Retirement is not renouncing – staying connected with life, love, and living is the key!
The dressing room of the Indian cricket team must have been buzzing with excitement after having sealed the three-match T20i series a match in advance. Sometime around then, a tall cricketing figure appeared, which could only send a new wave of joy in the dressing room. It was none other than the former Indian captain MS Dhoni visiting the Indian Cricket team in London – many of us would have read the news recently.
Dhoni was on a personal visit to London. However, his visit to the Indian dressing room in Edgbaston and the eager, engaged faces of Ishan Kishan and company triggered a chain of thoughts within me. It was about the importance of hanging in there after hanging up the gloves.
On the one hand, retirement is often fantasized about days of leisure and relaxation. However, that’s usually a superficial take for the common person. On the other hand, retirement is often connected to detachment, ceasing worldly stuff, keeping busy with household chores and managing relationships and familial duties. As a result, most of us dread the oblivion which follows.

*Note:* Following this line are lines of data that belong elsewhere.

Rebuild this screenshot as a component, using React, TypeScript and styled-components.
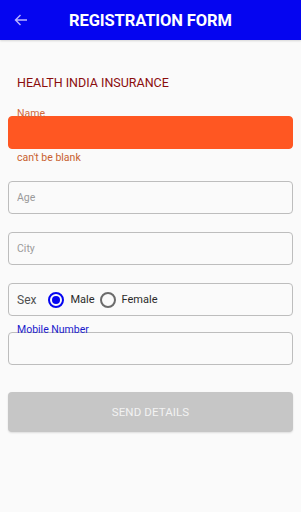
import React, { useState } from "react";
import styled, { createGlobalStyle } from "styled-components";

const Global = createGlobalStyle`
  html, body { margin: 0; padding: 0; background: #fafafa; }
  body { font-family: Roboto, "Noto Sans", Arial, sans-serif; }
  * { box-sizing: border-box; }
`;

const Page = styled.div`
  width: 301px;
  min-height: 512px;
  background: #fafafa;
  display: flex;
  flex-direction: column;
`;

const Header = styled.header`
  height: 40px;
  background: #0505f0;
  display: flex;
  align-items: center;
  padding-left: 12px;
  box-shadow: 0 1px 2px rgba(0,0,0,0.15);
`;

const BackButton = styled.button`
  border: 0;
  background: transparent;
  padding: 0;
  width: 18px;
  height: 18px;
  display: flex;
  align-items: center;
  justify-content: center;
  color: #b9b4ff;
`;

const Title = styled.h1`
  margin: 0 0 0 39px;
  font-size: 16.5px;
  font-weight: 700;
  color: #ffffff;
  letter-spacing: -0.1px;
`;

const Form = styled.form`
  display: flex;
  flex-direction: column;
  padding: 0 8px;
`;

const Company = styled.div`
  margin-top: 35px;
  padding-left: 9px;
  font-size: 12.5px;
  color: #8b0d0d;
  line-height: 15px;
`;

const FieldGroup = styled.div<{ $mt: number }>`
  margin-top: ${(p) => p.$mt}px;
  display: flex;
  flex-direction: column;
`;

const Label = styled.label<{ $color: string }>`
  padding-left: 9px;
  font-size: 10.5px;
  line-height: 12px;
  color: ${(p) => p.$color};
  margin-bottom: -4px;
  position: relative;
  z-index: 1;
`;

const Input = styled.input<{ $error?: boolean }>`
  width: 100%;
  height: 33px;
  border-radius: 4px;
  border: 1px solid ${(p) => (p.$error ? "#ff5722" : "#bdbdbd")};
  background: ${(p) => (p.$error ? "#ff5722" : "#fafafa")};
  padding: 0 8px;
  font-family: inherit;
  font-size: 10.5px;
  color: #333;
  outline: none;
  &::placeholder { color: #9a9a9a; }
`;

const ErrorText = styled.div`
  padding-left: 9px;
  margin-top: 2px;
  font-size: 10.5px;
  line-height: 14px;
  color: #c8602f;
`;

const SexBox = styled.div`
  margin-top: 18px;
  height: 33px;
  border: 1px solid #bdbdbd;
  border-radius: 4px;
  display: flex;
  align-items: center;
  padding-left: 8px;
`;

const SexLabel = styled.span`
  font-size: 12px;
  color: #505050;
  margin-right: 12px;
`;

const RadioOption = styled.label`
  display: flex;
  align-items: center;
  gap: 6px;
  font-size: 11px;
  color: #2a2a2a;
  margin-right: 5px;
  cursor: pointer;
`;

const RadioCircle = styled.span<{ $checked: boolean }>`
  width: 16px;
  height: 16px;
  border-radius: 50%;
  border: 2px solid ${(p) => (p.$checked ? "#0505f0" : "#6b6b6b")};
  display: flex;
  align-items: center;
  justify-content: center;
  &::after {
    content: "";
    width: 8px;
    height: 8px;
    border-radius: 50%;
    background: ${(p) => (p.$checked ? "#0505f0" : "transparent")};
  }
`;

const SendButton = styled.button`
  margin-top: 27px;
  height: 40px;
  width: 100%;
  border: 0;
  border-radius: 4px;
  background: #c6c6c6;
  color: #f2f2f2;
  font-family: inherit;
  font-size: 11.5px;
  letter-spacing: 0.1px;
  box-shadow: 0 1px 2px rgba(0,0,0,0.12);
`;

export default function App() {
  const [sex, setSex] = useState("male");
  return (
    <Page>
      <Global />
      <Header>
        <BackButton aria-label="back">
          <svg width="14" height="12" viewBox="0 0 14 12" fill="none" stroke="currentColor" strokeWidth="1.4">
            <path d="M13 6H1.5M6.5 1L1.5 6l5 5" />
          </svg>
        </BackButton>
        <Title>REGISTRATION FORM</Title>
      </Header>
      <Form onSubmit={(e) => e.preventDefault()}>
        <Company>HEALTH INDIA INSURANCE</Company>
        <FieldGroup $mt={18}>
          <Label $color="#d2693a">Name</Label>
          <Input $error />
          <ErrorText>can't be blank</ErrorText>
        </FieldGroup>
        <FieldGroup $mt={16}>
          <Input placeholder="Age" />
        </FieldGroup>
        <FieldGroup $mt={18}>
          <Input placeholder="City" />
        </FieldGroup>
        <SexBox>
          <SexLabel>Sex</SexLabel>
          <RadioOption onClick={() => setSex("male")}>
            <RadioCircle $checked={sex === "male"} />
            Male
          </RadioOption>
          <RadioOption onClick={() => setSex("female")}>
            <RadioCircle $checked={sex === "female"} />
            Female
          </RadioOption>
        </SexBox>
        <FieldGroup $mt={8}>
          <Label $color="#1a1acc">Mobile Number</Label>
          <Input />
        </FieldGroup>
        <SendButton type="submit">SEND DETAILS</SendButton>
      </Form>
    </Page>
  );
}
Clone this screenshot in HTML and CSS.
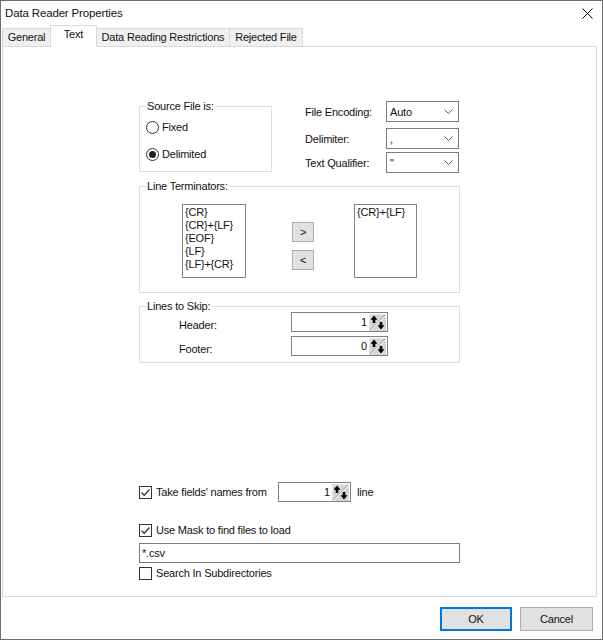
FILE: index.html
```html
<!DOCTYPE html>
<html>
<head>
<meta charset="utf-8">
<link rel="stylesheet" href="styles.css">
</head>
<body>
<div class="window">
  <div class="titlebar">
    <span class="title">Data Reader Properties</span>
    <svg class="close" width="11" height="11" viewBox="0 0 11 11"><path d="M0.5 0.5 L10.5 10.5 M10.5 0.5 L0.5 10.5" stroke="#000" stroke-width="1" fill="none"/></svg>
  </div>
  <div class="tabs">
    <div class="tab tab-general">General</div>
    <div class="tab tab-text active">Text</div>
    <div class="tab tab-drr">Data Reading Restrictions</div>
    <div class="tab tab-rej">Rejected File</div>
  </div>
  <div class="panel">
    <div class="row-top">
      <div class="group group-source">
        <div class="group-title">Source File is:</div>
        <div class="radio-row radio-fixed"><span class="radio"></span>Fixed</div>
        <div class="radio-row radio-delim"><span class="radio checked"><span class="dot"></span></span>Delimited</div>
      </div>
      <div class="fields">
        <div class="field f1"><span class="flabel">File Encoding:</span><div class="combo"><span>Auto</span><svg width="9" height="5" viewBox="0 0 9 5"><path d="M0.5 0.5 L4.5 4.5 L8.5 0.5" stroke="#5a5a5a" fill="none"/></svg></div></div>
        <div class="field f2"><span class="flabel">Delimiter:</span><div class="combo"><span>,</span><svg width="9" height="5" viewBox="0 0 9 5"><path d="M0.5 0.5 L4.5 4.5 L8.5 0.5" stroke="#5a5a5a" fill="none"/></svg></div></div>
        <div class="field f3"><span class="flabel">Text Qualifier:</span><div class="combo"><span>"</span><svg width="9" height="5" viewBox="0 0 9 5"><path d="M0.5 0.5 L4.5 4.5 L8.5 0.5" stroke="#5a5a5a" fill="none"/></svg></div></div>
      </div>
    </div>

    <div class="group group-term">
      <div class="group-title">Line Terminators:</div>
      <div class="term-row">
        <div class="listbox list-left">
          <div>{CR}</div>
          <div>{CR}+{LF}</div>
          <div>{EOF}</div>
          <div>{LF}</div>
          <div>{LF}+{CR}</div>
        </div>
        <div class="arrows">
          <div class="sbtn">&gt;</div>
          <div class="sbtn">&lt;</div>
        </div>
        <div class="listbox list-right">
          <div>{CR}+{LF}</div>
        </div>
      </div>
    </div>

    <div class="group group-skip">
      <div class="group-title">Lines to Skip:</div>
      <div class="skip-row">
        <span class="skip-label">Header:</span>
        <div class="spin spin-wide"><span class="spin-val">1</span><svg class="spin-btn" width="17" height="17" viewBox="0 0 17 17"><rect x="0" y="0" width="17" height="17" fill="#d6d6d6"/><path d="M0 0 H17 M0 0 V17" stroke="#f4f4f4"/><path d="M1 16 L16 1" stroke="#9a9a9a"/><path d="M1.5 16.5 L16.5 1.5" stroke="#ffffff"/><path d="M5 1.5 L8.5 5.8 L6.3 5.8 L6.3 9 L3.7 9 L3.7 5.8 L1.5 5.8 Z" fill="#000"/><path d="M12 15.5 L15.5 11.2 L13.3 11.2 L13.3 8 L10.7 8 L10.7 11.2 L8.5 11.2 Z" fill="#000"/></svg></div>
      </div>
      <div class="skip-row skip-second">
        <span class="skip-label">Footer:</span>
        <div class="spin spin-wide"><span class="spin-val">0</span><svg class="spin-btn" width="17" height="17" viewBox="0 0 17 17"><rect x="0" y="0" width="17" height="17" fill="#d6d6d6"/><path d="M0 0 H17 M0 0 V17" stroke="#f4f4f4"/><path d="M1 16 L16 1" stroke="#9a9a9a"/><path d="M1.5 16.5 L16.5 1.5" stroke="#ffffff"/><path d="M5 1.5 L8.5 5.8 L6.3 5.8 L6.3 9 L3.7 9 L3.7 5.8 L1.5 5.8 Z" fill="#000"/><path d="M12 15.5 L15.5 11.2 L13.3 11.2 L13.3 8 L10.7 8 L10.7 11.2 L8.5 11.2 Z" fill="#000"/></svg></div>
      </div>
    </div>

    <div class="take-row">
      <div class="check-label take-label"><span class="checkbox"><svg width="11" height="11" viewBox="0 0 11 11"><path d="M1.5 5.5 L4.2 8.2 L9.5 2.5" stroke="#333" stroke-width="1.3" fill="none"/></svg></span>Take fields' names from</div>
      <div class="spin spin-narrow"><span class="spin-val">1</span><svg class="spin-btn" width="17" height="17" viewBox="0 0 17 17"><rect x="0" y="0" width="17" height="17" fill="#d6d6d6"/><path d="M0 0 H17 M0 0 V17" stroke="#f4f4f4"/><path d="M1 16 L16 1" stroke="#9a9a9a"/><path d="M1.5 16.5 L16.5 1.5" stroke="#ffffff"/><path d="M5 1.5 L8.5 5.8 L6.3 5.8 L6.3 9 L3.7 9 L3.7 5.8 L1.5 5.8 Z" fill="#000"/><path d="M12 15.5 L15.5 11.2 L13.3 11.2 L13.3 8 L10.7 8 L10.7 11.2 L8.5 11.2 Z" fill="#000"/></svg></div>
      <span class="line-word">line</span>
    </div>

    <div class="check-label mask-row"><span class="checkbox"><svg width="11" height="11" viewBox="0 0 11 11"><path d="M1.5 5.5 L4.2 8.2 L9.5 2.5" stroke="#333" stroke-width="1.3" fill="none"/></svg></span>Use Mask to find files to load</div>
    <div class="textbox">*.csv</div>
    <div class="check-label search-row"><span class="checkbox"></span>Search In Subdirectories</div>
  </div>
  <div class="footer">
    <button class="btn btn-ok">OK</button>
    <button class="btn btn-cancel">Cancel</button>
  </div>
</div>
</body>
</html>
```
FILE: styles.css
```css
html, body {
  margin: 0;
  padding: 0;
  background: #fff;
}
body {
  font-family: "Liberation Sans", Arial, sans-serif;
  font-size: 11px;
  letter-spacing: -0.2px;
  color: #111;
}
.window {
  width: 603px;
  height: 640px;
  box-sizing: border-box;
  border: 1px solid #6f6f6f;
  background: #fff;
  display: flex;
  flex-direction: column;
}
.titlebar {
  height: 24px;
  flex: none;
  display: flex;
  align-items: center;
  justify-content: space-between;
  padding: 0 9px 0 4px;
}
.title {
  font-size: 11.5px;
  letter-spacing: -0.15px;
}
.close {
  display: block;
}
.tabs {
  height: 21px;
  flex: none;
  display: flex;
  align-items: flex-end;
  padding-left: 1px;
}
.tab {
  box-sizing: border-box;
  height: 18px;
  border: 1px solid #d9d9d9;
  border-bottom: none;
  background: #f0f0f0;
  margin-left: -1px;
  text-align: center;
  line-height: 17px;
  white-space: nowrap;
}
.tab-general { width: 49px; margin-left: 0; }
.tab-text { width: 47px; }
.tab-drr { width: 134px; }
.tab-rej { width: 74px; }
.tab.active {
  height: 22px;
  background: #fff;
  margin-bottom: -1px;
  position: relative;
  z-index: 1;
  line-height: 16px;
}
.panel {
  height: 551px;
  flex: none;
  box-sizing: border-box;
  margin: 0 5px 0 1px;
  border: 1px solid #d9d9d9;
  padding: 54px 0 0 136px;
}
.row-top {
  display: flex;
  align-items: flex-start;
  height: 72px;
}
.group {
  border: 1px solid #dcdcdc;
  box-sizing: border-box;
}
.group-title {
  display: table;
  margin: -7px 0 0 6px;
  padding: 0 1px;
  background: #fff;
  line-height: 13px;
}
.group-source {
  margin-top: 5px;
  width: 133px;
  height: 66px;
}
.radio-row {
  display: flex;
  align-items: center;
  height: 16px;
  margin-left: 6px;
}
.radio-fixed { margin-top: 6px; }
.radio-delim { margin-top: 11px; }
.radio {
  width: 13px;
  height: 13px;
  box-sizing: border-box;
  border: 1px solid #333;
  border-radius: 50%;
  margin-right: 3px;
  display: flex;
  align-items: center;
  justify-content: center;
  background: #fff;
}
.dot {
  width: 7px;
  height: 7px;
  border-radius: 50%;
  background: #222;
}
.fields {
  margin-left: 33px;
}
.field {
  display: flex;
  align-items: center;
}
.f1 { margin-bottom: 6px; }
.f2 { margin-bottom: 3px; }
.flabel {
  width: 81px;
}
.combo {
  width: 73px;
  height: 21px;
  box-sizing: border-box;
  border: 1px solid #7a7a7a;
  display: flex;
  align-items: center;
  justify-content: space-between;
  padding: 0 5px 0 3px;
}
.group-term {
  margin-top: 13px;
  width: 321px;
  height: 107px;
}
.term-row {
  display: flex;
  align-items: flex-start;
  margin: 11px 0 0 42px;
}
.listbox {
  height: 74px;
  box-sizing: border-box;
  border: 1px solid #828282;
  padding: 1px 2px;
  line-height: 13px;
}
.list-left { width: 64px; }
.list-right { width: 63px; margin-left: 40px; }
.arrows {
  display: flex;
  flex-direction: column;
  gap: 8px;
  margin: 18px 0 0 46px;
}
.sbtn {
  width: 22px;
  height: 20px;
  box-sizing: border-box;
  border: 1px solid #adadad;
  background: #e1e1e1;
  display: flex;
  align-items: center;
  justify-content: center;
}
.group-skip {
  margin-top: 13px;
  width: 321px;
  height: 57px;
}
.skip-row {
  display: flex;
  align-items: center;
  height: 20px;
  margin: -1px 0 0 39px;
}
.skip-row.skip-second {
  margin-top: 4px;
}
.skip-label {
  width: 112px;
  padding-top: 5px;
}
.spin {
  height: 20px;
  box-sizing: border-box;
  border: 1px solid #828282;
  display: flex;
  align-items: center;
  padding-right: 1px;
}
.spin-wide { width: 97px; }
.spin-narrow { width: 73px; }
.spin-val {
  flex: 1;
  text-align: right;
  padding-right: 2px;
}
.spin-btn {
  display: block;
}
.check-label {
  display: flex;
  align-items: center;
  height: 16px;
}
.checkbox {
  width: 13px;
  height: 13px;
  box-sizing: border-box;
  border: 1px solid #333;
  margin-right: 4px;
  display: flex;
  align-items: center;
  justify-content: center;
  background: #fff;
}
.checkbox svg {
  display: block;
}
.take-row {
  display: flex;
  align-items: center;
  height: 20px;
  margin-top: 119px;
}
.take-label {
  width: 139px;
}
.line-word {
  margin-left: 6px;
}
.mask-row {
  margin-top: 20px;
}
.textbox {
  margin-top: 5px;
  width: 321px;
  height: 20px;
  box-sizing: border-box;
  border: 1px solid #7a7a7a;
  padding-left: 2px;
  line-height: 18px;
}
.search-row {
  margin-top: 2px;
}
.footer {
  height: 42px;
  flex: none;
  box-sizing: border-box;
  display: flex;
  justify-content: flex-end;
  align-items: flex-start;
  gap: 8px;
  padding: 10px 9px 0 0;
}
.btn {
  height: 24px;
  box-sizing: border-box;
  border: 1px solid #adadad;
  background: #e1e1e1;
  font-family: inherit;
  font-size: 11px;
  letter-spacing: -0.2px;
  color: #111;
  padding: 0;
}
.btn-ok {
  width: 72px;
  border-color: #0078d7;
  box-shadow: inset 0 0 0 1px #0078d7;
}
.btn-cancel {
  width: 73px;
}
```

As a coach, I feel it is essential today that we give thought to our retirement. We must find ways to stay connected with life, love, and the living. We stay associated with the people we love, have worked with, or have bonded with earlier. We remain connected with the living and thriving nature, flora and fauna, and most importantly, the next generations.
Ironically, most people never seem to fight the notion which makes retirement equivalent to oblivion. Retirement is not about renouncing as it is made to be. It indeed involves spending much more time and giving more value to things perhaps less attended during work life. It should be seen as staying connected to the new generation, the youth and younger professionals.
The value of experience is something which one can only earn with time. Passing on the wisdom to the younger generation can be a priceless contribution to the country and society. Sharing one’s experiences is equivalent to passing on the insights – the learning that one cannot get through degrees.
The challenge is in the business of our hectic work life; we never plan for life after retiring. It is ascertaining the life we would like to live. Therefore research suggests that post-retirement, the chances of people going into depression or living in an unplanned manner cannot be ignored.
Being a trained professional, one can help society by teaching and associating with professional forums – an advisory role in your current organization or sector, mentoring professionals, penning down your management and life learnings – be it a blog, book or whitepaper. A deeper and hectic engagement can be a part of board memberships as independent directors, though it comes with specific professional duties and risks.
Whatever one may plan to do, retirement should be seen as a key milestone in our professional life. However, it is not a full stop. Instead, it should be planned as a new beginning where the physical work stress is reduced, and mental and knowledge-led exchanges increase. Research has proven that an active mind helps keep old-age diseases like dementia away and helps lead a healthy and happy life. Remaining connected and engaged are the key.
As the saying goes: You never retire!